Search code examples
pythonpython-polars

python polars : apply a custom function efficiently on parts of dataframe


I'm trying to optimize map_elements in polars the way I did in pandas (which might entirely be the wrong way to proceed...).

I have a function I'm not managing but that I have to apply to parts of my dataframe; to assert reproducibility, let's say this is lat_lon_parse from the lat_lon_parser package.

from lat_lon_parser import parse as lat_lon_parse

def test_lat_lon_parse(x):
    try:
        print(f"parsing {x}")
        return lat_lon_parse(x)
    except Exception:
        return None

Let's also say that your dataframe, reflecting true data, contains mixed data.

import polars as pl
df = pl.DataFrame({'A':["1", "2", "5°N", "4°S"], "B":[1, 2, 3, 4]})

For efficiency's sake, I don't want to run test_lat_lon_parse on rows 1 and 2 (as I could do a simple .cast() operation and get the same result). What is the state-of-the-art way to proceed ?

In pandas, I would have computed an index and applied my function on the subset of the dataframe only.

In polars, I see two ways of proceeding :

mask = pl.col('A').str.contains('°')

# way #1
def way_1(df):
  return df.with_columns(
    pl.when(mask)
    .then(pl.col('A').map_elements(test_lat_lon_parse))
    .otherwise(pl.col('A'))
    .cast(pl.Float64)
    )

# way #2
def way_2(df):
  return pl.concat([
    df.filter(mask).with_columns(pl.col('A').map_elements(test_lat_lon_parse).alias('dummy')),
    df.filter(~mask).with_columns(pl.col('A').cast(pl.Float64).alias('dummy'))
    ])

You will see that way #1 will apply the function on each row (hence the prints); note that this is not as trivial as it seems as your applied function may also trigger exceptions when encountering strange data. For instance, you can't cast to pl.Float64 inside the otherwise part of the expression because it will be applied to the whole series - and fail.

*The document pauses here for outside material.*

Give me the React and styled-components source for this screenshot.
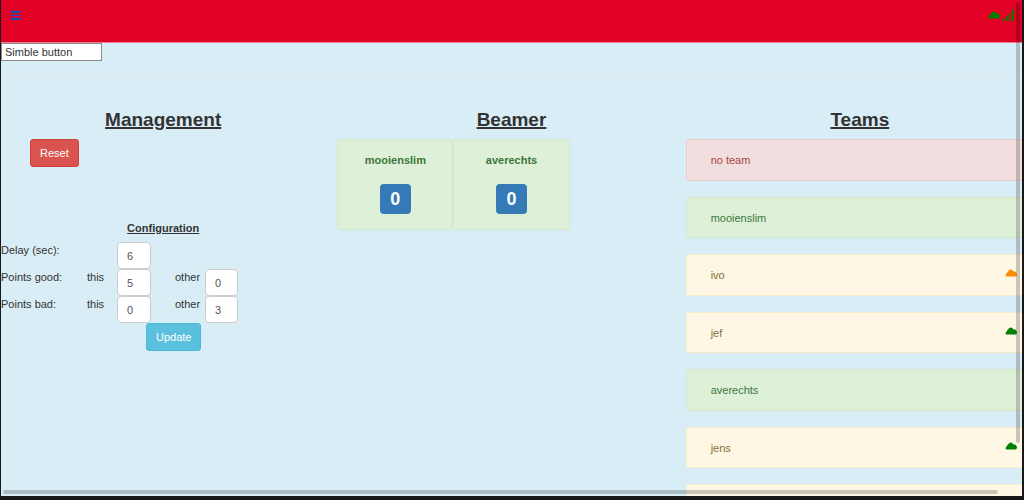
import React from "react";
import styled, { createGlobalStyle, css } from "styled-components";

const GlobalStyle = createGlobalStyle`
  *, *::before, *::after { box-sizing: border-box; }
  body {
    margin: 0;
    background: #1a171b;
    color: #333;
    font-family: "Liberation Sans", Arial, sans-serif;
    font-size: 11px;
    line-height: 16px;
  }
  input, button { font: inherit; }
`;

const Frame = styled.div`
  height: 100vh;
  padding: 0 2px 4px 1px;
`;

const Screen = styled.div`
  position: relative;
  height: 100%;
  overflow: hidden;
  background: #d9edf7;
`;

const Header = styled.header`
  display: flex;
  justify-content: space-between;
  height: 43px;
  padding: 9px 7px 0 9px;
  background: #e20024;
  border-bottom: 1px solid #ee8098;
`;

const MenuButton = styled.button`
  display: flex;
  width: 11px;
  height: 12px;
  padding: 0;
  border: 0;
  background: none;
  color: #1c4db4;
`;

const Status = styled.div`
  display: flex;
  gap: 3px;
  color: #008000;
`;

const SearchField = styled.input`
  display: block;
  width: 101px;
  height: 18px;
  padding: 0 3px;
  border: 1px solid #8b8b8b;
  border-radius: 0;
  background: #fff;
  color: #333;
`;

const Divider = styled.hr`
  margin: 16px 0 28px;
  border: 0;
  border-top: 1px solid #e8eef2;
`;

const Columns = styled.main`
  display: grid;
  grid-template-columns: repeat(3, 1fr);
  margin: 0 -12px;
`;

const Title = styled.h2`
  margin: 0 0 5px;
  font-size: 19px;
  line-height: 28px;
  text-align: center;
  text-decoration: underline 2px;
`;

const Subtitle = styled.h3`
  margin: 53px 0 6px;
  font-size: 11px;
  line-height: 16px;
  text-align: center;
  text-decoration: underline;
`;

const tones = {
  danger: css`background: #d9534f; border-color: #d43f3a;`,
  info: css`background: #5bc0de; border-color: #46b8da;`,
};

const Button = styled.button`
  height: 28px;
  padding: 0 9px;
  border: 1px solid;
  border-radius: 3px;
  color: #fff;
  ${({ $tone }) => tones[$tone]}
`;

const Actions = styled.div`
  display: flex;
  padding-left: 41px;
`;

const Form = styled.form`
  padding: 0 12px;
`;

const Setting = styled.div`
  display: grid;
  grid-template-columns: 86px 30px 34px 24px 30px 33px;
  height: 27px;
`;

const Label = styled.label``;

const NumberField = styled.input`
  width: 100%;
  height: 27px;
  padding: 0 9px;
  border: 1px solid #ccc;
  border-radius: 4px;
  background: #fff;
  color: #555;
  grid-column: ${({ $column }) => $column};
`;

const Submit = styled.div`
  display: flex;
  padding-left: 145px;
`;

const Scores = styled.div`
  display: grid;
  grid-template-columns: repeat(3, 1fr);
`;

const Score = styled.section`
  display: flex;
  flex-direction: column;
  align-items: center;
  gap: 16px;
  height: 91px;
  padding-top: 12px;
  border: 1px solid #d6e9c6;
  border-radius: 3px;
  background: #dff0d8;
  color: #3c763d;
  font-weight: bold;
`;

const Badge = styled.span`
  width: 31px;
  border-radius: 4px;
  background: #337ab7;
  color: #fff;
  font-size: 18px;
  line-height: 30px;
  text-align: center;
`;

const TeamList = styled.ul`
  display: grid;
  grid-auto-rows: 42px 41px;
  gap: 16px;
  margin: 0;
  padding: 0;
  list-style: none;
`;

const states = {
  danger: css`background: #f2dede; border-color: #ebccd1; color: #a94442;`,
  success: css`background: #dff0d8; border-color: #d6e9c6; color: #3c763d;`,
  warning: css`background: #fdf7e3; border-color: #faebcc; color: #8a6d3b;`,
};

const Team = styled.li`
  display: flex;
  justify-content: space-between;
  padding: 12px 16px 12px 24px;
  border: 1px solid;
  border-radius: 3px;
  ${({ $state }) => states[$state]}
`;

const CloudSvg = styled.svg`
  width: 12px;
  height: 12px;
  color: ${({ $color }) => $color};
`;

const Thumb = styled.div`
  position: absolute;
  border-radius: 2px;
  background: rgba(0, 0, 0, 0.2);
  ${({ $axis }) =>
    $axis === "y"
      ? css`top: 2px; right: 2px; width: 4px; height: 89%;`
      : css`left: 2px; bottom: 2px; height: 4px; right: 24px;`}
`;

function Cloud({ color }) {
  return (
    <CloudSvg viewBox="0 0 12 12" $color={color} aria-hidden="true">
      <path
        fill="currentColor"
        d="M1.4 9.6Q.6 9.2 .6 8Q.7 6.6 2 6.2Q2 4.6 3.2 4.4Q3.8 2.6 5.6 2.6Q7.6 2.6 8.4 4.4H10Q11.2 4.6 11.2 5.8Q12 6.6 12 7.6Q12 9 10.8 9.6Z"
      />
    </CloudSvg>
  );
}

function Signal() {
  return (
    <svg width="12" height="12" viewBox="0 0 12 12" aria-hidden="true">
      <path
        fill="currentColor"
        d="M0 9h1.6v3H0zM3 7h1.6v5H3zM6 4.5h1.6V12H6zM9 .5h1.8V12H9z"
      />
    </svg>
  );
}

const settings = [
  { label: "Delay (sec):", own: "6" },
  { label: "Points good:", own: "5", other: "0" },
  { label: "Points bad:", own: "0", other: "3" },
];

const scores = [
  { name: "mooienslim", points: 0 },
  { name: "averechts", points: 0 },
];

const teams = [
  { name: "no team", state: "danger" },
  { name: "mooienslim", state: "success" },
  { name: "ivo", state: "warning", cloud: "#ff8c00" },
  { name: "jef", state: "warning", cloud: "#008000" },
  { name: "averechts", state: "success" },
  { name: "jens", state: "warning", cloud: "#008000" },
  { name: "", state: "warning" },
];

function SettingRow({ label, own, other, id }) {
  const paired = other !== undefined;
  return (
    <Setting>
      <Label htmlFor={`${id}-own`}>{label}</Label>
      {paired && <Label htmlFor={`${id}-own`}>this</Label>}
      <NumberField id={`${id}-own`} $column={3} defaultValue={own} />
      {paired && (
        <>
          <span />
          <Label htmlFor={`${id}-other`}>other</Label>
          <NumberField id={`${id}-other`} $column={6} defaultValue={other} />
        </>
      )}
    </Setting>
  );
}

export default function App() {
  return (
    <>
      <GlobalStyle />
      <Frame>
        <Screen>
          <Header>
            <MenuButton type="button" aria-label="Menu">
              <svg width="11" height="12" viewBox="0 0 11 12" aria-hidden="true">
                <path fill="currentColor" d="M.5 1.8h10V4H.5zM.5 5.7h10v1.4H.5zM.5 8.7h10V11H.5z" />
              </svg>
            </MenuButton>
            <Status>
              <Cloud color="#008000" />
              <Signal />
            </Status>
          </Header>
          <SearchField aria-label="Button name" defaultValue="Simble button" />
          <Divider />
          <Columns>
            <section>
              <Title>Management</Title>
              <Actions>
                <Button type="button" $tone="danger">Reset</Button>
              </Actions>
              <Subtitle>Configuration</Subtitle>
              <Form onSubmit={(event) => event.preventDefault()}>
                {settings.map((setting, index) => (
                  <SettingRow key={setting.label} id={`setting-${index}`} {...setting} />
                ))}
                <Submit>
                  <Button type="submit" $tone="info">Update</Button>
                </Submit>
              </Form>
            </section>
            <section>
              <Title>Beamer</Title>
              <Scores>
                {scores.map(({ name, points }) => (
                  <Score key={name}>
                    {name}
                    <Badge>{points}</Badge>
                  </Score>
                ))}
              </Scores>
            </section>
            <section>
              <Title>Teams</Title>
              <TeamList>
                {teams.map(({ name, state, cloud }, index) => (
                  <Team key={index} $state={state}>
                    {name}
                    {cloud && <Cloud color={cloud} />}
                  </Team>
                ))}
              </TeamList>
            </section>
          </Columns>
          <Thumb $axis="y" />
          <Thumb $axis="x" />
        </Screen>
      </Frame>
    </>
  );
}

The way #2 will execute the function on the only subset I specified but will alter the dataframe's order.

I used timeits to compare the two processes. I got those results:

# way #1: 
%timeit way_1(df)
>> 443 µs ± 76.2 µs per loop (mean ± std. dev. of 7 runs, 1,000 loops each)

# way #2:
%timeit way_2(df)
>> 1.49 ms ± 462 µs per loop (mean ± std. dev. of 7 runs, 1,000 loops each)

When I increase the dataframe's size, it shows (not unsurprisingly) that way #1 does not handle scalibility best:

df = pl.DataFrame({'A':["1", "2", "5°N", "4°S"]*10000, "B":[1, 2, 3, 4]*10000})

# way #1: 
%timeit way_1(df)
>> 400 ms ± 48.3 ms per loop (mean ± std. dev. of 7 runs, 1 loop each)

# way #2:
>> 234 ms ± 59.2 ms per loop (mean ± std. dev. of 7 runs, 1 loop each)

Is my understanding of polars' proceeding right? Are there better ways to handle this (and how do they handle scalibility)?


Solution

  • .map_elements() defaults to skip_nulls=True which means in this case you could use .when().then().map_elements to call the UDF for only the non-null cases.

    df.with_columns(
       pl.when(mask)
         .then(pl.col.A)
         .map_elements(test_lat_lon_parse, return_dtype=pl.Float64)
    )
    
    # parsing 5°N
    # parsing 4°S
    
    shape: (4, 1)
    ┌──────┐
    │ A    │
    │ ---  │
    │ f64  │
    ╞══════╡
    │ null │
    │ null │
    │ 5.0  │
    │ -4.0 │
    └──────┘
    

    pl.coalesce() (or .fill_null()) can be used to create a single column containing the cast/map_elements results.

    df.with_columns(
       pl.coalesce(
           pl.col.A.cast(pl.Float64, strict=False),
           pl.when(mask)
             .then(pl.col.A)
             .map_elements(test_lat_lon_parse, return_dtype=pl.Float64)
       )
    )
    
    shape: (4, 2)
    ┌──────┬─────┐
    │ A    ┆ B   │
    │ ---  ┆ --- │
    │ f64  ┆ i64 │
    ╞══════╪═════╡
    │ 1.0  ┆ 1   │
    │ 2.0  ┆ 2   │
    │ 5.0  ┆ 3   │
    │ -4.0 ┆ 4   │
    └──────┴─────┘